Es casi un lugar común advertir que el Perú es un país de media tabla en el mundo en cuanto a indicadores de desarrollo y que si África no existiera descenderíamos a los sótanos. También es evidente que cuando nos tienta fantasear con una cercanía a los países desarrollados, le prestamos más atención a los reportajes sobre nuestra macroeconomía, nuestras reservas y nuestra disciplina fiscal. Pero por cada jalón del lado optimista de la soga no demora en sentirse el lastre del otro extremo de la realidad.
Lo acabo de constatar al leer una advertencia del “Financial Times”, que señala que Sudamérica es un emergente epicentro global del COVID-19 y que, específicamente, el Perú podría estar peleando en este momento contra el brote más severo del planeta. Razones históricas para ser el centro de esta noticia hay varias, pero quizá sean dos los troncos de los que se ramifica el resto: la corrupción en la que suelen nadar nuestros decisores –y que permea a toda la sociedad– y la falta de acuerdo entre nuestros poderes y representantes para obviar sus diferencias y centrarse en sus coincidencias. “Mucha corrupción y poca institución”, sería el título de nuestro alegórico y patético libro, con miles de historias de descalabros en transporte, gestión ambiental, gestión urbana, salud y educación.

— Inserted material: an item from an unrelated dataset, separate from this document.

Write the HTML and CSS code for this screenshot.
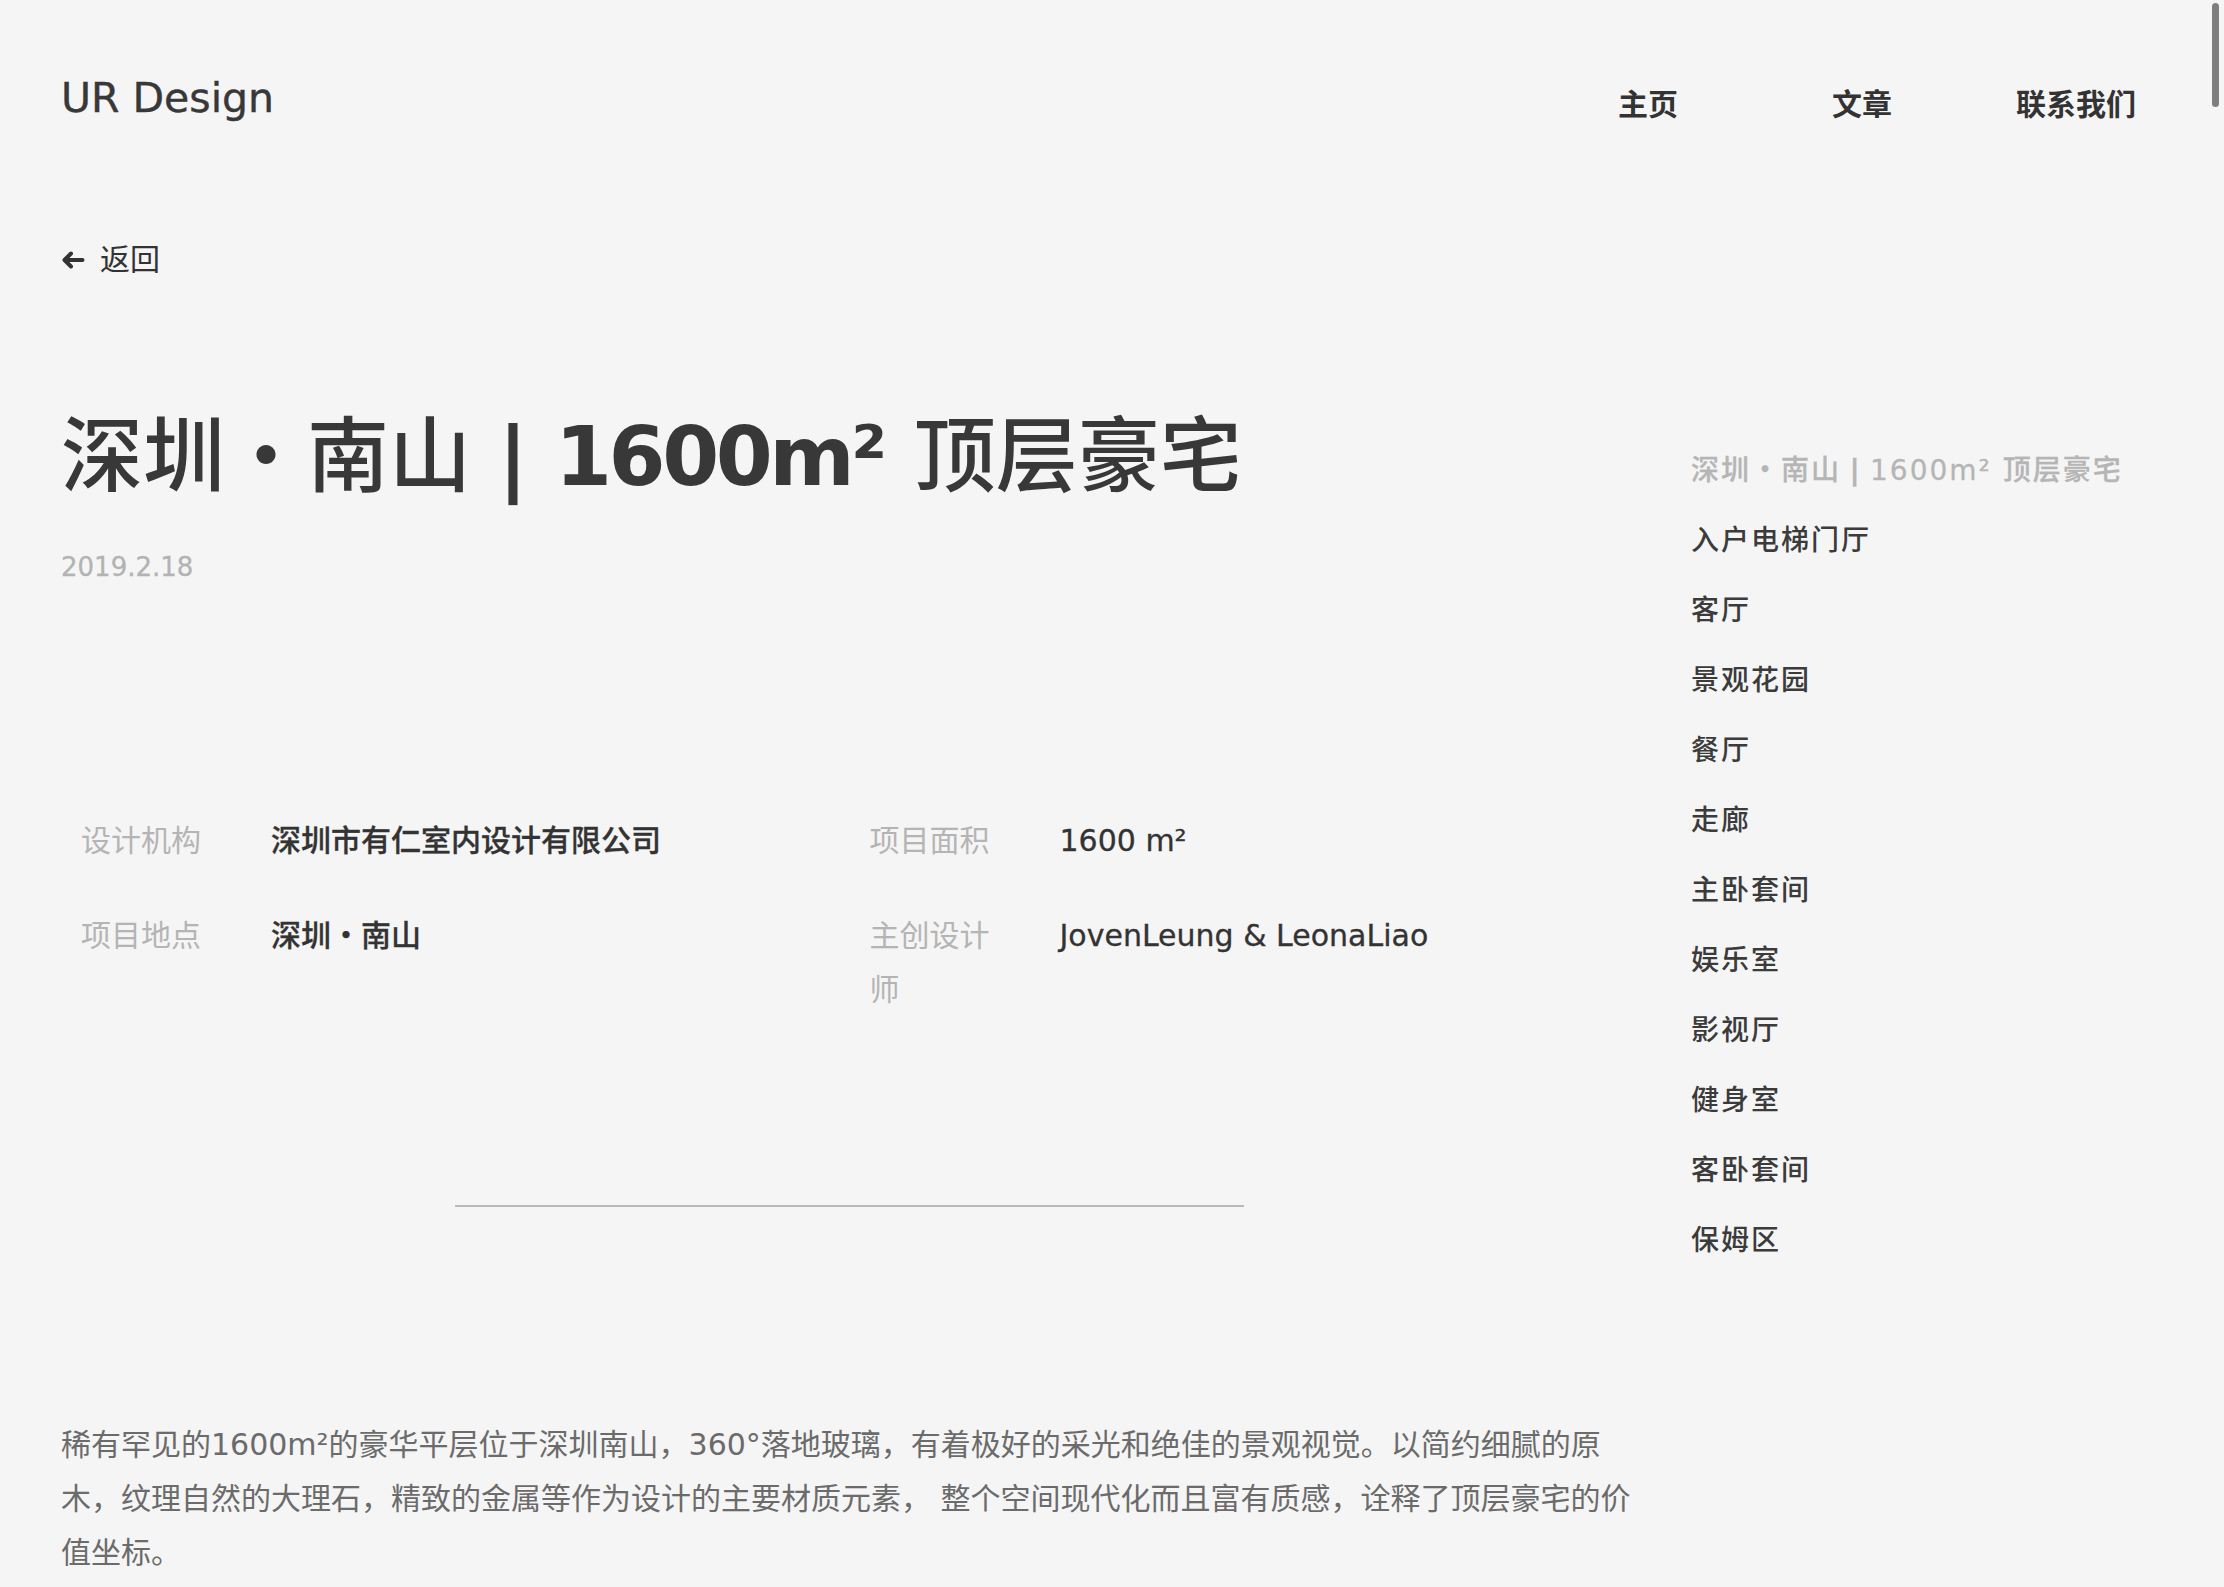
FILE: index.html
```html
<!DOCTYPE html>
<html lang="zh-CN">
<head>
<meta charset="utf-8">
<title>深圳・南山｜1600m² 顶层豪宅 - UR Design</title>
<link rel="stylesheet" href="styles.css">
</head>
<body>
<div class="page">
  <header class="header">
    <a class="logo" href="#">UR Design</a>
    <nav class="nav">
      <a href="#">主页</a>
      <a href="#">文章</a>
      <a href="#">联系我们</a>
    </nav>
  </header>
  <div class="layout">
    <main class="main">
      <a class="back" href="#">
        <svg viewBox="0 0 24 18" aria-hidden="true"><path d="M21.5 9H3.5M10 2.5L3.5 9l6.5 6.5" fill="none" stroke="#333" stroke-width="4" stroke-linecap="round" stroke-linejoin="round"/></svg>
        <span>返回</span>
      </a>
      <h1 class="title">深圳・南山<span class="sep">|</span><span class="num">1600m²</span> 顶层豪宅</h1>
      <div class="date">2019.2.18</div>
      <dl class="info">
        <div class="info-item"><dt>设计机构</dt><dd>深圳市有仁室内设计有限公司</dd></div>
        <div class="info-item"><dt>项目面积</dt><dd>1600 m²</dd></div>
        <div class="info-item"><dt>项目地点</dt><dd>深圳・南山</dd></div>
        <div class="info-item"><dt>主创设计师</dt><dd>JovenLeung &amp; LeonaLiao</dd></div>
      </dl>
      <hr class="divider">
      <p class="intro">稀有罕见的1600m²的豪华平层位于深圳南山，360°落地玻璃，有着极好的采光和绝佳的景观视觉。以简约细腻的原木，纹理自然的大理石，精致的金属等作为设计的主要材质元素， 整个空间现代化而且富有质感，诠释了顶层豪宅的价值坐标。</p>
      <div class="photos"></div>
    </main>
    <aside class="toc">
      <ul>
        <li class="current">深圳・南山<span class="sep">|</span>1600m² 顶层豪宅</li>
        <li>入户电梯门厅</li>
        <li>客厅</li>
        <li>景观花园</li>
        <li>餐厅</li>
        <li>走廊</li>
        <li>主卧套间</li>
        <li>娱乐室</li>
        <li>影视厅</li>
        <li>健身室</li>
        <li>客卧套间</li>
        <li>保姆区</li>
      </ul>
    </aside>
  </div>
</div>
<div class="scroll-thumb" aria-hidden="true"></div>
</body>
</html>
```

FILE: styles.css
```css
html {
  background: #f5f5f5;
}

body {
  margin: 0;
  background: #f5f5f5;
  color: #333;
  font-family: "DejaVu Sans", "Noto Sans CJK SC", sans-serif;
}

a {
  color: inherit;
  text-decoration: none;
}

.page {
  width: 2122px;
  margin-left: 61px;
}

/* overlay scrollbar thumb */
.scroll-thumb {
  position: fixed;
  top: 3px;
  right: 5px;
  width: 7px;
  height: 104px;
  border-radius: 4px;
  background: #7f7f7f;
}

/* header */
.header {
  display: flex;
  justify-content: space-between;
  align-items: flex-start;
  padding-top: 74px;
}

.logo {
  font-size: 41px;
  line-height: 48px;
  color: #383838;
  -webkit-text-stroke: 0.4px #383838;
}

.nav {
  display: flex;
  padding-top: 7px;
}

.nav a {
  width: 214px;
  text-align: center;
  font-size: 30px;
  line-height: 48px;
  font-weight: 600;
  color: #333;
}

/* layout */
.layout {
  display: grid;
  grid-template-columns: 1577px 1fr;
  column-gap: 53px;
  align-items: start;
}

.back {
  display: flex;
  align-items: center;
  gap: 15px;
  width: max-content;
  margin-top: 107px;
  font-size: 30px;
  line-height: 48px;
  color: #333;
}

.back svg {
  width: 24px;
  height: 18px;
  display: block;
}

.title {
  margin: 123px 0 0;
  font-size: 82px;
  line-height: 100px;
  font-weight: 500;
  color: #383838;
  white-space: nowrap;
}

.title .sep {
  font-weight: 700;
  margin: 0 0.33em;
}

.title .num {
  font-weight: 700;
  letter-spacing: -3.5px;
  margin-right: 4px;
}

.date {
  margin-top: 40px;
  font-size: 26px;
  line-height: 40px;
  color: #b3b3b3;
  -webkit-text-stroke: 0.3px #b3b3b3;
}

.info {
  display: grid;
  grid-template-columns: 1fr 1fr;
  row-gap: 41px;
  margin: 227px 0 0;
}

.info-item {
  display: flex;
  padding-left: 20px;
  font-size: 30px;
  line-height: 54px;
}

.info-item dt {
  flex-shrink: 0;
  width: 130px;
  margin-right: 60px;
  color: #b4b4b4;
}

.info-item dd {
  margin: 0;
  color: #333;
  font-weight: 500;
  -webkit-text-stroke: 0.3px #333;
}

.divider {
  width: 50%;
  height: 2px;
  margin: 188px auto 0;
  border: 0;
  background: #b9b9b9;
}

.intro {
  margin: 211px 0 0;
  font-size: 30px;
  line-height: 54px;
  color: #6b6b6b;
}

.photos {
  height: 1200px;
  margin-top: 120px;
}

/* table of contents */
.toc {
  padding-top: 307px;
}

.toc ul {
  list-style: none;
  margin: 0;
  padding: 0;
}

.toc li {
  font-size: 28px;
  line-height: 70px;
  letter-spacing: 2px;
  font-weight: 500;
  color: #3b3b3b;
  white-space: nowrap;
}

.toc li.current {
  color: #b5b5b5;
  -webkit-text-stroke: 0.3px #b5b5b5;
}

.toc .sep {
  font-weight: 700;
  margin: 0 0.3em;
}
```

Mientras leía el reporte que menciono, se me ocurrió que el uso de la mascarilla en nuestros espacios públicos podría ser la causa principal de nuestros contagios en las calles y, también, un símbolo depositario de cientos de años de improvisación individual, o de cómo los peruanos salimos a las calles a la buena de Dios. Un Estado que sabe ponerse de acuerdo y que se somete a la ciencia habría articulado protocolos más claros en los que la vedette de la lucha no es la mascarilla, sino la distancia. Pero en este país de maravillas, las decisiones parecen haber sido tomadas para tolerar la cercanía siempre que haya una mascarilla puesta: lo vimos en un Congreso que sesionó presencialmente, en las filas apretujadas para cobrar bonos en los bancos y en los mercados mal gestionados por las municipalidades.
Hay que admitir que la mascarilla puede tener un mayor protagonismo en nuestras mentes porque es un objeto concreto: ¿acaso se “toca” la distancia? ¿Y cómo expresarla en una imagen con la rotundidad de un objeto en la cara? Pero a esta dimensión tangible me atrevería a añadirle un aspecto arraigado en el inconsciente de nuestra sociedad: el del amuleto. Tenemos cientos de años –y yo varias décadas– escuchando que rezarle a tal santo va a protegerte de tales peripecias, que echarte ruda va a cambiar tu suerte o que si das un paseo con tus maletas seguro que vas a viajar este año. Quién sabe si para muchos que salen a enfrentar a ese enemigo invisible, la mascarilla no se impregne de esa confianza irracional que aportan las supersticiones en las sociedades que no han sido educadas con la ciencia.
Si el virus del COVID-19 fuera asumido como un tigre, nadie se atrevería a acercársele.
Pero no faltará quien, portando la estampita de un santo, pensará que tiene menos probabilidades de ser atacado.